The Aerial Continuum Manipulator (AeCoM) is introduced as a novel system combining a quadrotor with a tendon-driven continuum robotic arm. The AeCoM's design enables precise end-effector pose estimation and robust closed-loop kinematic control, preventing tendon slackening. Extensive experimental testing validates the system's capabilities. The continuum manipulator plays a crucial role in developing an IMU-based kinematic model and a robust closed-loop controller, which excels in rapid shape-deformation control and tendon tension management.

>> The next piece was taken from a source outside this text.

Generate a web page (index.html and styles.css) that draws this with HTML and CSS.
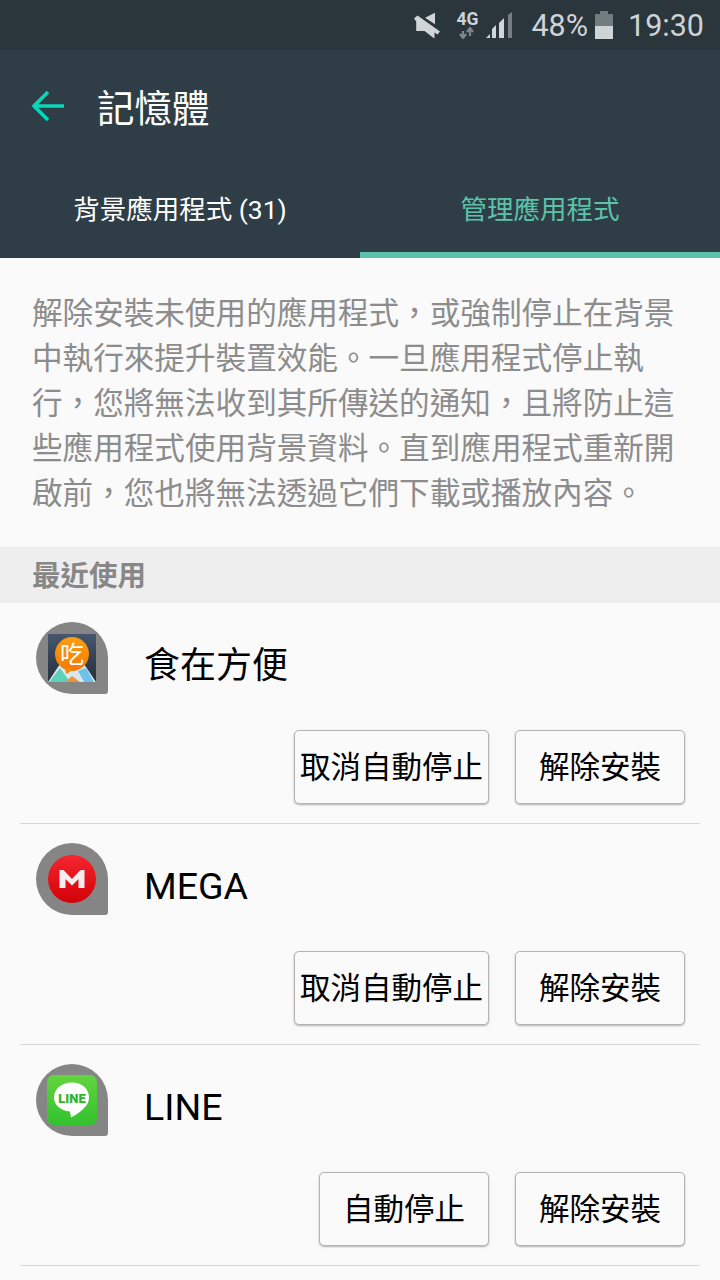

The Aerial Elephant Trunk (AET), inspired by the elephant trunk, is another innovative aerial manipulator. Comprising a small-scale quadrotor and a triple-section tendon-driven continuum arm, AET employs EKF-based state estimation, piecewise constant curvature-based shape estimation, and minimum jerk-based motion planning. Experimental results demonstrate AET's adaptability to various environments and objects, making it suitable for challenging tasks like pipeline maintenance and high-altitude inspections. The system's design allows it to navigate through narrow spaces and manipulate a wide range of objects, from slender and deformable to irregular and heavy.

A tendon-driven continuum robotic manipulator with three distinct sections is designed, fabricated, and evaluated. A robust shape estimation technique, leveraging multiple IMUs and the Piecewise Constant Curvature (PCC) assumption, is developed. A visualization environment aids in understanding the robot's behavior, and experiments validate the system's bending range, tip velocity, workspace, and durability. The system's compact design outperforms existing continuum robots. Multiple IMUs provide detailed attitude information for each section's end disk, enabling precise configuration state identification through a comprehensive coordinate transformation scheme.

Finally, a comprehensive coordinate transformation scheme and numerical optimization strategy are employed for forward and inverse kinematic modeling of a tendon-driven continuum manipulator. An IMU-based closed-loop controller ensures high robustness and agility. Experimental validation confirms the accuracy and efficiency of the kinematic models and controller. This research pioneers a fully integrated kinematic control architecture for physical continuum robotic systems, addressing the limitations of previous approaches.

Overall, this work advances the field of aerial manipulators, addressing challenges in attitude estimation, mechanical design, and control, and paving the way for more versatile and capable aerial robotic systems. The integration of advanced filtering techniques, innovative mechanical designs, and robust control strategies results in systems that are not only more accurate and stable but also capable of performing a wider range of tasks in challenging environments. The research contributes to the development of aerial manipulators that can operate autonomously and efficiently, opening up new possibilities for applications in inspection, maintenance, and other critical tasks.